Yeah, we’ve always been about trying to give talented kids a real holistic opportunity to have their potential fully realised. We recognise that in communities, the talent is evenly distributed, but opportunity isn’t. And so we feel like we’re the only place in Southern Africa that’s giving an elite kid an opportunity to be holistically invested. That means his education, his character, leadership and obviously his football. We have a boarding facility and the full formation programme along with football training. If you are a graduate and you’re playing professionally or in the national team, but you’re a horrible person, then we failed. And so we’re ultimately most interested in the person they’re becoming because our vision is to see families and communities and society healthy and thriving, because of the influence of our graduates, and it’s exciting to see that is actually happening. Those boys who were 11, and 12, when we started 2011 are now 24 or 25. And some are teaching, some are investment professionals and some are professional players. And that’s equally as exciting. We are as excited about the guy who is a policeman as we are about the guy playing professional football.

Where do you draw most of your players from?

Our kids are predominantly from Cape Town, the whole of the city and the region, but we do have kids from beyond in other parts of the Western Cape. We have a group from Port Elizabeth (Gqeberha), we’ve had players from Mpumalanga. So yeah, from all over. We really would like to be as countrywide as possible, just because it’s an exciting thing. We want to find the kids that are equally talented academically as they are football-wise. And so you’ve got to spread the net wide to make that happen. We’ve had 22 kids study in the US on bursaries and a bunch study in South Africa. We want every kid to get to Matric and have multiple options, so he can make the choice that excites him. So yeah, they’re coming from all over the city, predominantly from townships and coloured communities, and we’re really excited to invest in all those different communities.

You had a professional team a few years ago that spent two seasons in the Motsepe Foundation Championship. Is it still a focus for you to have a professional team?
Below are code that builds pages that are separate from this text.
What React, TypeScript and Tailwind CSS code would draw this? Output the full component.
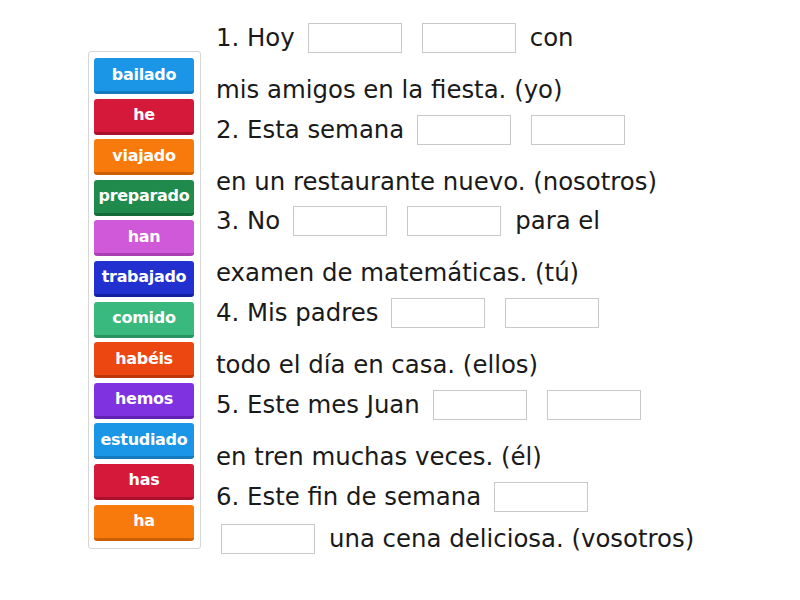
import React from 'react';

const TILES = [
    { label: 'bailado', bg: 'bg-[#1b95e6]', edge: 'border-[#1479bd]' },
    { label: 'he', bg: 'bg-[#d4193b]', edge: 'border-[#a8102c]' },
    { label: 'viajado', bg: 'bg-[#f87a0c]', edge: 'border-[#cc5f04]' },
    { label: 'preparado', bg: 'bg-[#1f8a4c]', edge: 'border-[#146a38]' },
    { label: 'han', bg: 'bg-[#cf59d9]', edge: 'border-[#a93fb3]' },
    { label: 'trabajado', bg: 'bg-[#2230cf]', edge: 'border-[#1520a0]' },
    { label: 'comido', bg: 'bg-[#3ab97e]', edge: 'border-[#2a9362]' },
    { label: 'habéis', bg: 'bg-[#ec4710]', edge: 'border-[#bd350a]' },
    { label: 'hemos', bg: 'bg-[#7f32e0]', edge: 'border-[#6122b3]' },
    { label: 'estudiado', bg: 'bg-[#1b95e6]', edge: 'border-[#1479bd]' },
    { label: 'has', bg: 'bg-[#d4193b]', edge: 'border-[#a8102c]' },
    { label: 'ha', bg: 'bg-[#f87a0c]', edge: 'border-[#cc5f04]' },
];

const Blank = ({ className = '' }: { className?: string }) => (
    <div className={`shrink-0 w-[94px] h-[30px] border border-[#c9c9c9] bg-white ${className}`} />
);

export default function App() {
    return (
        <div
            className="w-[800px] h-[600px] bg-white relative flex"
            style={{ fontFamily: '"DejaVu Sans", Verdana, sans-serif' }}
        >
            {/* word bank */}
            <div className="ml-[88px] mt-[51px] w-[113px] h-[498px] border border-[#d6d6d6] rounded-[3px] px-[5px] pt-[6px] flex flex-col gap-[4.6px]">
                {TILES.map((t) => (
                    <div
                        key={t.label}
                        className={`h-[36px] w-[100px] rounded-[3px] ${t.bg} border-b-[3px] ${t.edge} flex items-center justify-center text-white text-[16px] font-bold tracking-[-0.3px]`}
                    >
                        {t.label}
                    </div>
                ))}
            </div>

            {/* sentences */}
            <div className="ml-[15px] mt-[18px] flex flex-col text-[24.4px] text-[#1a1a1a] whitespace-nowrap">
                <div className="h-[92px]">
                    <div className="h-10 flex items-center">
                        <span>1. Hoy</span>
                        <Blank className="ml-[13px]" />
                        <Blank className="ml-[20px]" />
                        <span className="ml-[14px]">con</span>
                    </div>
                    <div className="mt-3 h-10 flex items-center">mis amigos en la fiesta. (yo)</div>
                </div>
                <div className="h-[91px]">
                    <div className="h-10 flex items-center">
                        <span>2. Esta semana</span>
                        <Blank className="ml-[13px]" />
                        <Blank className="ml-[20px]" />
                    </div>
                    <div className="mt-3 h-10 flex items-center">en un restaurante nuevo. (nosotros)</div>
                </div>
                <div className="h-[92px]">
                    <div className="h-10 flex items-center">
                        <span>3. No</span>
                        <Blank className="ml-[13px]" />
                        <Blank className="ml-[20px]" />
                        <span className="ml-[14px]">para el</span>
                    </div>
                    <div className="mt-3 h-10 flex items-center">examen de matemáticas. (tú)</div>
                </div>
                <div className="h-[92px]">
                    <div className="h-10 flex items-center">
                        <span>4. Mis padres</span>
                        <Blank className="ml-[13px]" />
                        <Blank className="ml-[20px]" />
                    </div>
                    <div className="mt-3 h-10 flex items-center">todo el día en casa. (ellos)</div>
                </div>
                <div className="h-[92px]">
                    <div className="h-10 flex items-center">
                        <span>5. Este mes Juan</span>
                        <Blank className="ml-[13px]" />
                        <Blank className="ml-[20px]" />
                    </div>
                    <div className="mt-3 h-10 flex items-center">en tren muchas veces. (él)</div>
                </div>
                <div>
                    <div className="h-10 flex items-center">
                        <span>6. Este fin de semana</span>
                        <Blank className="ml-[13px]" />
                    </div>
                    <div className="mt-[2px] h-10 flex items-center">
                        <Blank className="ml-[5px]" />
                        <span className="ml-[14px]">una cena deliciosa. (vosotros)</span>
                    </div>
                </div>
            </div>
        </div>
    );
}
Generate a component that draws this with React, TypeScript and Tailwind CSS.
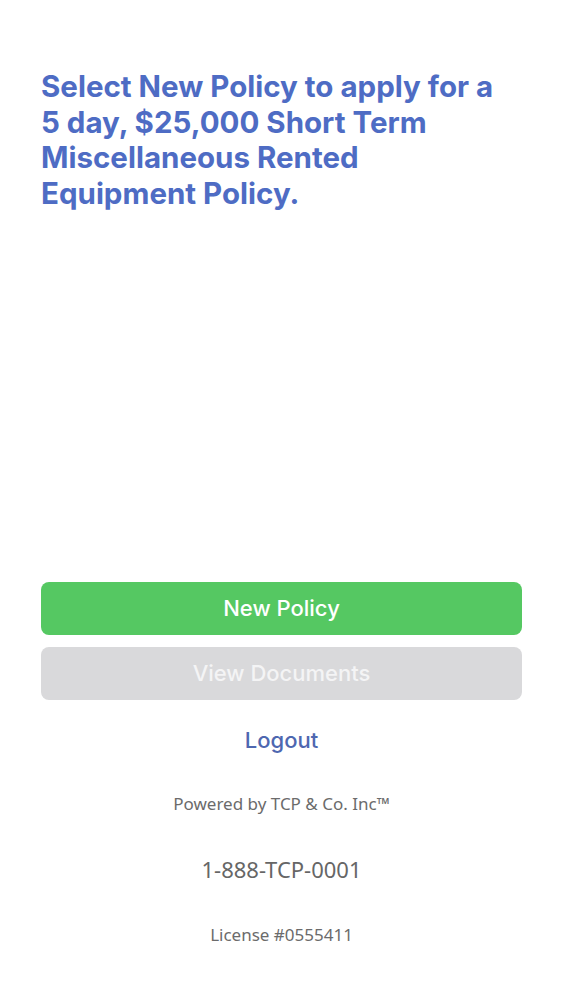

Our major focus has always been the academy. The purpose of having a pro team at one time was to give a clear development pathway for those kids and it worked for those two years. Unfortunately, we were relegated (in 2019) and we still play in the ABC Motsepe League, which is the third tier. And that’s a perfect pathway for our academy boys to play in when they’re 16, 17 or 18 and beyond, and then take their step into professional clubs.

What is the ambition for you now looking into the future?

We would love to see players from our academy playing in the (UEFA) Champions League and representing the full national team, we’ve had a few but we want the day when there’s five or six in every Bafana Bafana squad that came from Ubuntu. But we also want to see guys who are just going to do significant things with their lives. We had our first wedding this year, we are having the first children born. It’s those exciting things, to see them become great Dads. So yeah, one day, maybe we’ll be back in the professional game again, really only as a pathway for our kids to make a difference because ultimately our focus is always going to be on the kids. I guess the new big development in 2024 is that we’re actually adding ladies to the programme. We’re having our first four or five girls in the school, along with an Under-12 team, and then hope that from 2025 onwards we’ll start bringing in six or seven girls in every grade to the school. That’s our hope, that we’ll be fully integrated and balanced and then hopefully one day we’ll be representing South Africa in the African Schools Football Championship with both genders. That would be the dream.